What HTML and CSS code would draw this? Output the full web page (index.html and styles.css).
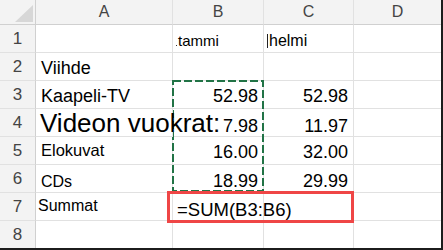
FILE: index.html
```html
<!DOCTYPE html>
<html>
<head>
<meta charset="utf-8">
<link rel="stylesheet" href="styles.css">
</head>
<body>
<div class="sheet">
  <div class="grid">
    <div class="hd corner"><span class="tri"></span></div>
    <div class="hd">A</div>
    <div class="hd">B</div>
    <div class="hd">C</div>
    <div class="hd last">D</div>

    <div class="rh">1</div>
    <div class="c r1"></div>
    <div class="c r1 small"><span class="dot"></span>tammi</div>
    <div class="c r1 helmi"><span class="bar"></span>helmi</div>
    <div class="c r1 last"></div>

    <div class="rh">2</div>
    <div class="c r2">Viihde</div>
    <div class="c r2"></div>
    <div class="c r2"></div>
    <div class="c r2 last"></div>

    <div class="rh">3</div>
    <div class="c r3">Kaapeli-TV</div>
    <div class="c r3 num">52.98</div>
    <div class="c r3 num">52.98</div>
    <div class="c r3 last"></div>

    <div class="rh">4</div>
    <div class="c r4 big">Videon vuokrat:</div>
    <div class="c r4 num">7.98</div>
    <div class="c r4 num">11.97</div>
    <div class="c r4 last"></div>

    <div class="rh">5</div>
    <div class="c r5 mid">Elokuvat</div>
    <div class="c r5 num">16.00</div>
    <div class="c r5 num">32.00</div>
    <div class="c r5 last"></div>

    <div class="rh">6</div>
    <div class="c r6 cds">CDs</div>
    <div class="c r6 num">18.99</div>
    <div class="c r6 num">29.99</div>
    <div class="c r6 last"></div>

    <div class="rh">7</div>
    <div class="c r7 summat">Summat</div>
    <div class="c r7 formula">=SUM(B3:B6)</div>
    <div class="c r7"></div>
    <div class="c r7 last"></div>

    <div class="rh lastrow">8</div>
    <div class="c lastrow"></div>
    <div class="c lastrow"></div>
    <div class="c lastrow"></div>
    <div class="c lastrow last"></div>
  </div>
  <svg class="ants" width="92" height="112" viewBox="0 0 92 112">
    <rect x="1" y="1" width="90" height="110" fill="none" stroke="#217346" stroke-width="2" stroke-dasharray="8 3"/>
  </svg>
  <div class="formula-box"></div>
</div>
</body>
</html>
```

FILE: styles.css
```css
html, body {
  margin: 0;
  padding: 0;
  background: #ffffff;
}

.sheet {
  position: relative;
  width: 443px;
  height: 250px;
  box-sizing: border-box;
  border-right: 2px solid #1c1c1c;
  border-bottom: 2px solid #1c1c1c;
  background: #ffffff;
  overflow: hidden;
  font-family: "Liberation Sans", Arial, sans-serif;
  color: #000;
}

.grid {
  display: grid;
  grid-template-columns: 36px 137px 91px 90px 87px;
  grid-template-rows: 25px repeat(7, 28px) 27px;
}

.grid > div {
  box-sizing: border-box;
  border-right: 1px solid #e1e1e1;
  border-bottom: 1px solid #e1e1e1;
  white-space: nowrap;
  overflow: visible;
  min-width: 0;
}

.grid > .last {
  border-right: none;
}

.grid > .lastrow {
  border-bottom: none;
}

.hd {
  background: #f3f3f3;
  color: #444;
  font-size: 16px;
  display: flex;
  align-items: center;
  justify-content: center;
  border-bottom-color: #d0d0d0 !important;
}

.corner {
  position: relative;
  border-right-color: #d0d0d0 !important;
}

.tri {
  position: absolute;
  left: 15px;
  top: 5px;
  width: 18px;
  height: 17px;
  background: #d7d7d7;
  clip-path: polygon(100% 0, 100% 100%, 0 100%);
}

.rh {
  background: #f3f3f3;
  color: #444;
  font-size: 17px;
  display: flex;
  align-items: center;
  justify-content: center;
  border-right-color: #d0d0d0 !important;
}

.c {
  display: flex;
  align-items: flex-end;
  font-size: 18px;
  line-height: 20px;
  padding: 0 4px 2px 5px;
}

.num {
  justify-content: flex-end;
  padding-right: 5px;
}

.r1 {
  font-size: 15px;
  padding-bottom: 1px;
}

.small {
  padding-left: 3px;
}

.dot {
  display: inline-block;
  width: 1px;
  height: 1px;
  background: #333;
  margin-right: 1px;
  margin-bottom: 5px;
  align-self: flex-end;
}

.helmi {
  font-size: 16px;
  padding-left: 3px;
}

.bar {
  display: inline-block;
  width: 1px;
  height: 14px;
  background: #222;
  margin-right: 1px;
  margin-bottom: 3px;
}

.r4 {
  padding-bottom: 0;
}

.big {
  font-size: 26px;
  line-height: 26px;
  padding-left: 4px;
  position: relative;
  z-index: 1;
}

.mid {
  font-size: 16.5px;
  padding-bottom: 4px;
}

.r6 {
  padding-bottom: 1px;
}

.cds {
  font-size: 16px;
  padding-bottom: 0;
}

.summat {
  font-size: 16px;
  padding-left: 2px;
  padding-bottom: 4px;
}

.formula {
  padding-left: 4px;
  padding-bottom: 0;
  font-size: 18.5px;
}

.ants {
  position: absolute;
  left: 172px;
  top: 80px;
}

.formula-box {
  position: absolute;
  left: 167px;
  top: 191px;
  width: 187px;
  height: 32px;
  box-sizing: border-box;
  border: 3px solid #ef4646;
}
```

_ _ _ _ _

• What is asked
Go through the material above and print all of it exactly, except the pictures.

• Result of this task
What HTML and CSS code would draw this? Output the full web page (index.html and styles.css).
FILE: index.html
```html
<!DOCTYPE html>
<html>
<head>
<meta charset="utf-8">
<link rel="stylesheet" href="styles.css">
</head>
<body>
<div class="sheet">
  <div class="grid">
    <div class="hd corner"><span class="tri"></span></div>
    <div class="hd">A</div>
    <div class="hd">B</div>
    <div class="hd">C</div>
    <div class="hd last">D</div>

    <div class="rh">1</div>
    <div class="c r1"></div>
    <div class="c r1 small"><span class="dot"></span>tammi</div>
    <div class="c r1 helmi"><span class="bar"></span>helmi</div>
    <div class="c r1 last"></div>

    <div class="rh">2</div>
    <div class="c r2">Viihde</div>
    <div class="c r2"></div>
    <div class="c r2"></div>
    <div class="c r2 last"></div>

    <div class="rh">3</div>
    <div class="c r3">Kaapeli-TV</div>
    <div class="c r3 num">52.98</div>
    <div class="c r3 num">52.98</div>
    <div class="c r3 last"></div>

    <div class="rh">4</div>
    <div class="c r4 big">Videon vuokrat:</div>
    <div class="c r4 num">7.98</div>
    <div class="c r4 num">11.97</div>
    <div class="c r4 last"></div>

    <div class="rh">5</div>
    <div class="c r5 mid">Elokuvat</div>
    <div class="c r5 num">16.00</div>
    <div class="c r5 num">32.00</div>
    <div class="c r5 last"></div>

    <div class="rh">6</div>
    <div class="c r6 cds">CDs</div>
    <div class="c r6 num">18.99</div>
    <div class="c r6 num">29.99</div>
    <div class="c r6 last"></div>

    <div class="rh">7</div>
    <div class="c r7 summat">Summat</div>
    <div class="c r7 formula">=SUM(B3:B6)</div>
    <div class="c r7"></div>
    <div class="c r7 last"></div>

    <div class="rh lastrow">8</div>
    <div class="c lastrow"></div>
    <div class="c lastrow"></div>
    <div class="c lastrow"></div>
    <div class="c lastrow last"></div>
  </div>
  <svg class="ants" width="92" height="112" viewBox="0 0 92 112">
    <rect x="1" y="1" width="90" height="110" fill="none" stroke="#217346" stroke-width="2" stroke-dasharray="8 3"/>
  </svg>
  <div class="formula-box"></div>
</div>
</body>
</html>
```

FILE: styles.css
```css
html, body {
  margin: 0;
  padding: 0;
  background: #ffffff;
}

.sheet {
  position: relative;
  width: 443px;
  height: 250px;
  box-sizing: border-box;
  border-right: 2px solid #1c1c1c;
  border-bottom: 2px solid #1c1c1c;
  background: #ffffff;
  overflow: hidden;
  font-family: "Liberation Sans", Arial, sans-serif;
  color: #000;
}

.grid {
  display: grid;
  grid-template-columns: 36px 137px 91px 90px 87px;
  grid-template-rows: 25px repeat(7, 28px) 27px;
}

.grid > div {
  box-sizing: border-box;
  border-right: 1px solid #e1e1e1;
  border-bottom: 1px solid #e1e1e1;
  white-space: nowrap;
  overflow: visible;
  min-width: 0;
}

.grid > .last {
  border-right: none;
}

.grid > .lastrow {
  border-bottom: none;
}

.hd {
  background: #f3f3f3;
  color: #444;
  font-size: 16px;
  display: flex;
  align-items: center;
  justify-content: center;
  border-bottom-color: #d0d0d0 !important;
}

.corner {
  position: relative;
  border-right-color: #d0d0d0 !important;
}

.tri {
  position: absolute;
  left: 15px;
  top: 5px;
  width: 18px;
  height: 17px;
  background: #d7d7d7;
  clip-path: polygon(100% 0, 100% 100%, 0 100%);
}

.rh {
  background: #f3f3f3;
  color: #444;
  font-size: 17px;
  display: flex;
  align-items: center;
  justify-content: center;
  border-right-color: #d0d0d0 !important;
}

.c {
  display: flex;
  align-items: flex-end;
  font-size: 18px;
  line-height: 20px;
  padding: 0 4px 2px 5px;
}

.num {
  justify-content: flex-end;
  padding-right: 5px;
}

.r1 {
  font-size: 15px;
  padding-bottom: 1px;
}

.small {
  padding-left: 3px;
}

.dot {
  display: inline-block;
  width: 1px;
  height: 1px;
  background: #333;
  margin-right: 1px;
  margin-bottom: 5px;
  align-self: flex-end;
}

.helmi {
  font-size: 16px;
  padding-left: 3px;
}

.bar {
  display: inline-block;
  width: 1px;
  height: 14px;
  background: #222;
  margin-right: 1px;
  margin-bottom: 3px;
}

.r4 {
  padding-bottom: 0;
}

.big {
  font-size: 26px;
  line-height: 26px;
  padding-left: 4px;
  position: relative;
  z-index: 1;
}

.mid {
  font-size: 16.5px;
  padding-bottom: 4px;
}

.r6 {
  padding-bottom: 1px;
}

.cds {
  font-size: 16px;
  padding-bottom: 0;
}

.summat {
  font-size: 16px;
  padding-left: 2px;
  padding-bottom: 4px;
}

.formula {
  padding-left: 4px;
  padding-bottom: 0;
  font-size: 18.5px;
}

.ants {
  position: absolute;
  left: 172px;
  top: 80px;
}

.formula-box {
  position: absolute;
  left: 167px;
  top: 191px;
  width: 187px;
  height: 32px;
  box-sizing: border-box;
  border: 3px solid #ef4646;
}
```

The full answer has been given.